L’engagement envers le sport sécuritaire à tous les niveaux est sans précédent et nous espérons que notre nouveau processus de vérification approfondie des leaders de la haute performance avant leur embauche permettra d’établir un plus grand lien de confiance avec les athlètes, leur famille et la communauté
, a déclaré Kacey Neely.
Un nouveau processus de vérification des embauches de dirigeants nationaux de la haute performance pour éviter des promotions litigieuses comme celle d’Alex Bard, un entraîneur reconnu pour ses gestes inappropriés sur de jeunes gymnastes.
Une annonce qui rate la cible
Le départ de Moss survient des mois après que Gymnasts for Change Canada, un groupe de défense formé de plusieurs centaines d'anciens gymnastes et d'autres actifs, eut demandé son départ.
C’est ce qu’on demandait depuis des mois déjà
, rappelle la cofondatrice de l'organisation, Amelia Cline, lors d'une entrevue à CBC News. Les gymnastes avaient rédigé une lettre ouverte à Sport Canada en mars 2022 pour demander qu'une enquête fédérale se penche sur la culture toxique dans leur sport.
Selon nous, ç’a été beaucoup trop long avant d’y arriver, mais c’est une première étape. Il faut aussi noter qu’il [Ian Moss] est démis de ses fonctions alors que le message à la communauté est qu’il a été un leader en matière de sécurité dans le sport, et c’est problématique sachant qu’il y a des preuves à l’effet qu’il a fermé les yeux sur des allégations envers un entraîneur qu’il a ensuite promu dans l’équipe nationale.
« On voit un discours qui est véhiculé, et qui l’a été depuis des décennies, voulant que des gens puissent démissionner discrètement avec des accolades sans qu’ils soient tenus imputables de leurs actions, alors qu’ils contribuent à ce que nous percevons comme une culture toxique. »

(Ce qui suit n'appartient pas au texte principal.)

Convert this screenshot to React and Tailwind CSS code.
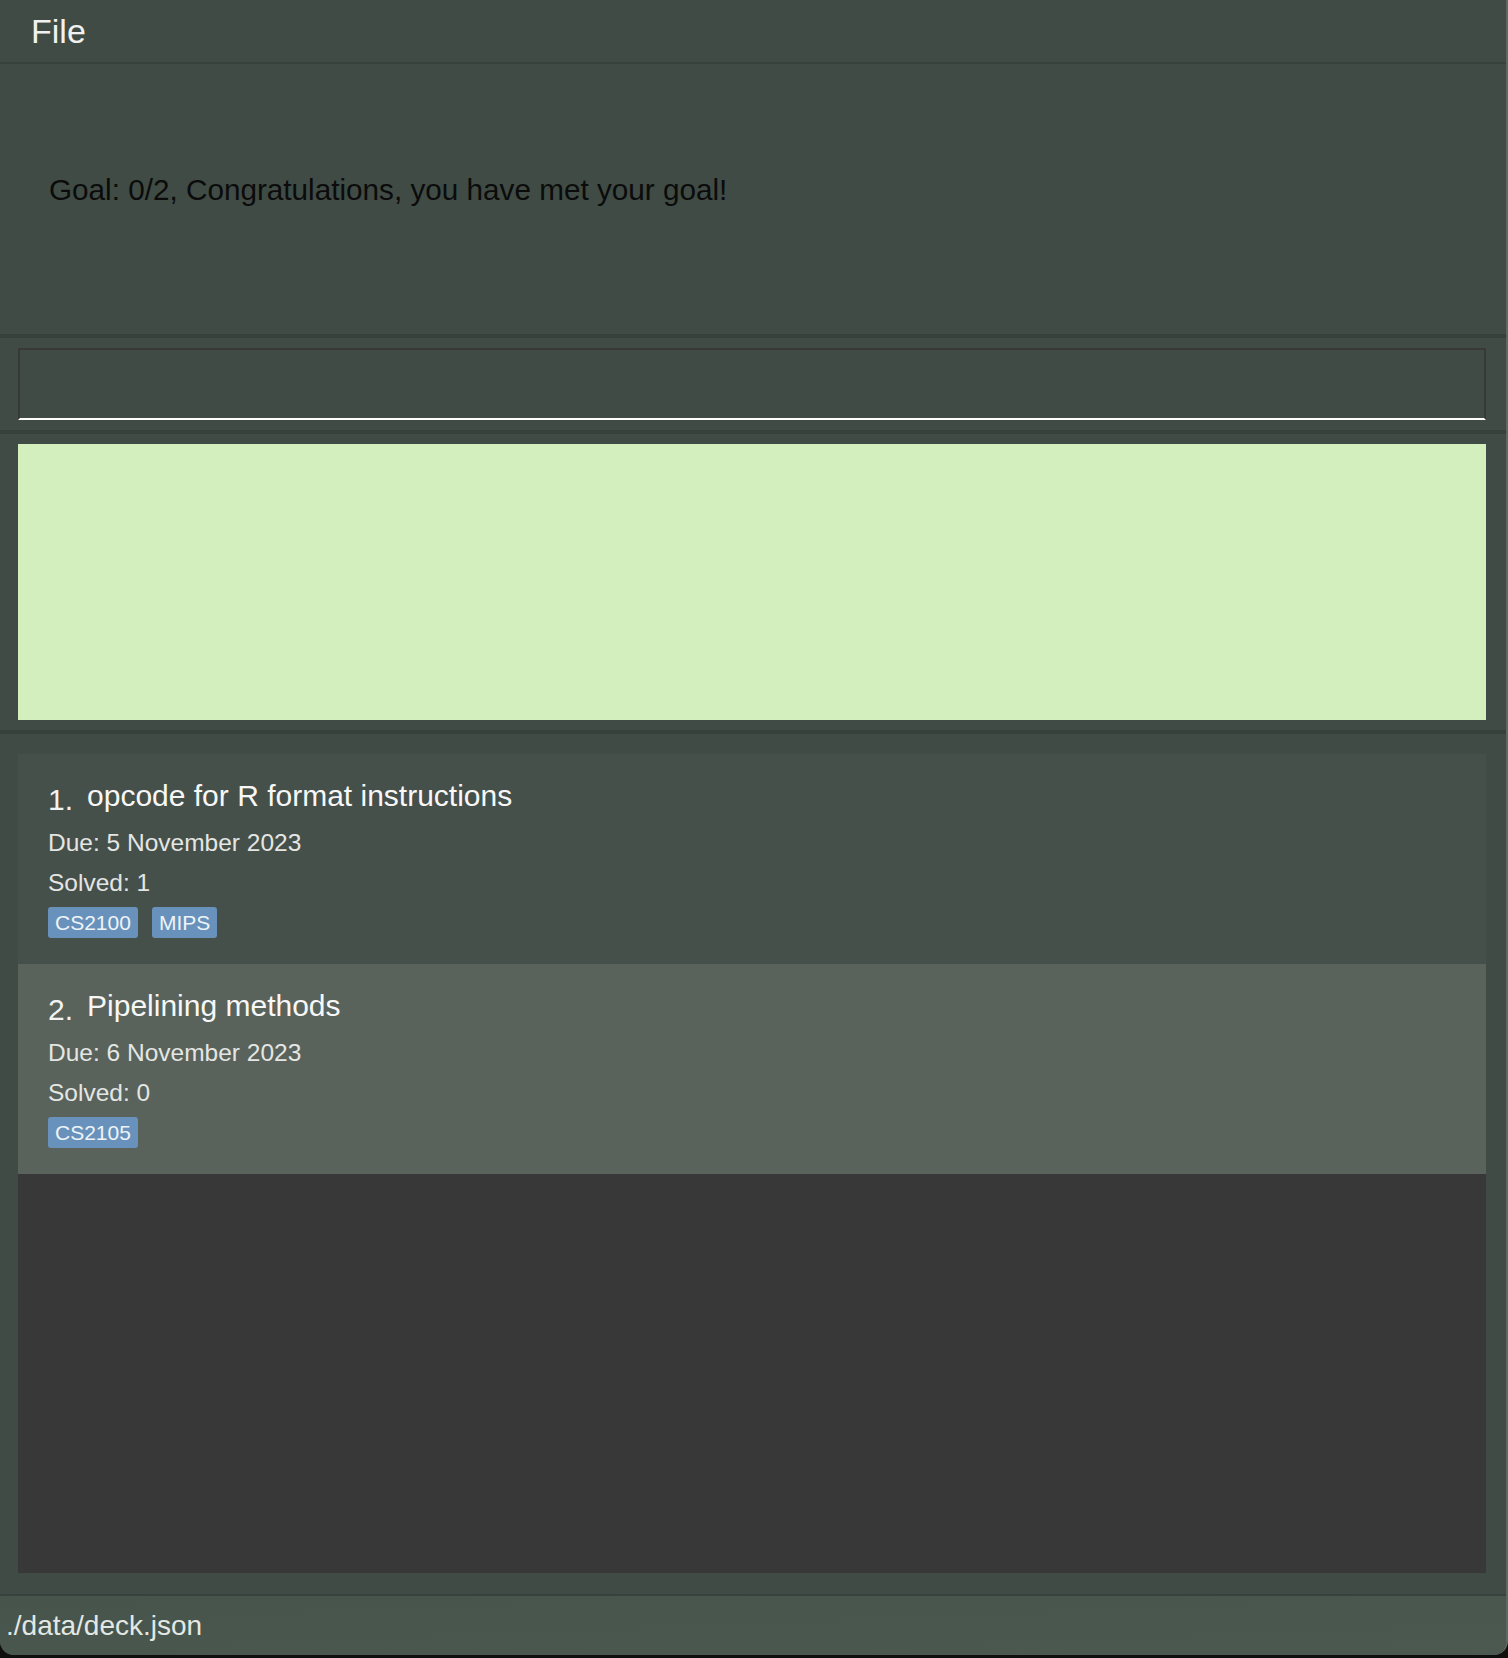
import React from 'react';

const cards = [
  { id: 1, title: 'opcode for R format instructions', due: '5 November 2023', solved: 1, tags: ['CS2100', 'MIPS'] },
  { id: 2, title: 'Pipelining methods', due: '6 November 2023', solved: 0, tags: ['CS2105'] },
];

const Card = ({ card, index }) => (
  <div
    className={`pl-[30px] pt-[24px] pb-[25px] h-[210px] ${
      index % 2 === 0 ? 'bg-[#46504a]' : 'bg-[#59635b]'
    }`}
  >
    <div className="flex items-end h-[36px]">
      <span className="text-[30px] leading-[36px] text-[#f2f2f2] translate-y-[4px]">{index + 1}.</span>
      <span className="ml-[14px] text-[30px] leading-[36px] text-[#f7f7f7]">{card.title}</span>
    </div>
    <div className="mt-[14px] h-[30px] text-[24.5px] leading-[30px] text-[#e4e6e4]">Due: {card.due}</div>
    <div className="mt-[10px] h-[30px] text-[24.5px] leading-[30px] text-[#e4e6e4]">Solved: {card.solved}</div>
    <div className="mt-[9px] flex gap-[14px]">
      {card.tags.map((t) => (
        <span
          key={t}
          className="h-[31px] px-[7px] rounded-[3px] bg-[#6892bb] text-[21px] leading-[31px] text-[#eef3f8]"
        >
          {t}
        </span>
      ))}
    </div>
  </div>
);

const App = () => {
  return (
    <div className="h-[1658px] w-full bg-[#0e0f0e] font-['Liberation_Sans',Arial,sans-serif]">
      <div className="h-[1655px] bg-[#3f4b44] border-r-2 border-[#5f6761] rounded-b-[14px] flex flex-col overflow-hidden">
        {/* Menu bar */}
        <div className="h-[64px] border-b-2 border-[#36423b] flex items-center pl-[31px]">
          <span className="text-[34px] leading-[40px] text-[#f1f1f1]">File</span>
        </div>

        {/* Result display */}
        <div className="h-[274px] border-b-4 border-[#35413a] pl-[49px] pt-[108px]">
          <p className="text-[29.7px] leading-[36px] text-[#0b0b0b]">
            Goal: 0/2, Congratulations, you have met your goal!
          </p>
        </div>

        {/* Command box */}
        <div className="h-[96px] border-b-4 border-[#35413a] pl-[18px] pr-[20px] pt-[10px]">
          <div className="h-[72px] border-2 border-[#383838] border-b-white bg-[#3f4b44]"></div>
        </div>

        {/* Feedback */}
        <div className="h-[300px] border-b-4 border-[#35413a] pl-[18px] pr-[20px] pt-[10px]">
          <div className="h-[276px] bg-[#d3efbe]"></div>
        </div>

        {/* Card list */}
        <div className="flex-1 border-b-2 border-[#36423b] pl-[18px] pr-[20px] pt-[20px] pb-[21px] flex flex-col">
          <div className="flex-1 bg-[#383838] flex flex-col">
            {cards.map((c, i) => (
              <Card key={c.id} card={c} index={i} />
            ))}
          </div>
        </div>

        {/* Status bar */}
        <div className="h-[59px] bg-gradient-to-br from-[#46544b] to-[#4b5951] flex items-center pl-[6px]">
          <span className="text-[28px] leading-[34px] text-[#e3e8e4]">./data/deck.json</span>
        </div>
      </div>
    </div>
  );
};

export default App;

Cline a été l’une des intervenantes à s’exprimer lors d’audiences devant le Comité permanent de la condition féminine, en novembre 2022. Elle réclamait, de concert avec d'autres organismes présents, dont Global Athlete, la création d’une enquête judiciaire indépendante pour faire la lumière sur les cas d’abus et de harcèlement dans le milieu sportif canadien. Selon l'ancienne gymnaste, aujourd'hui avocate, l’annonce d’aujourd’hui n’est qu’une autre preuve de la nécessité d’une initiative nationale.
Si l'on ne s’attaque pas aux racines de la crise actuelle, non seulement en gymnastique, mais dans les sports à l’échelle nationale, nous n’arriverons jamais à des solutions qui engendreront des changements significatifs. Les démissions de chefs de direction ne sont qu’une façade, ils ne s'attaquent pas aux sources du problème.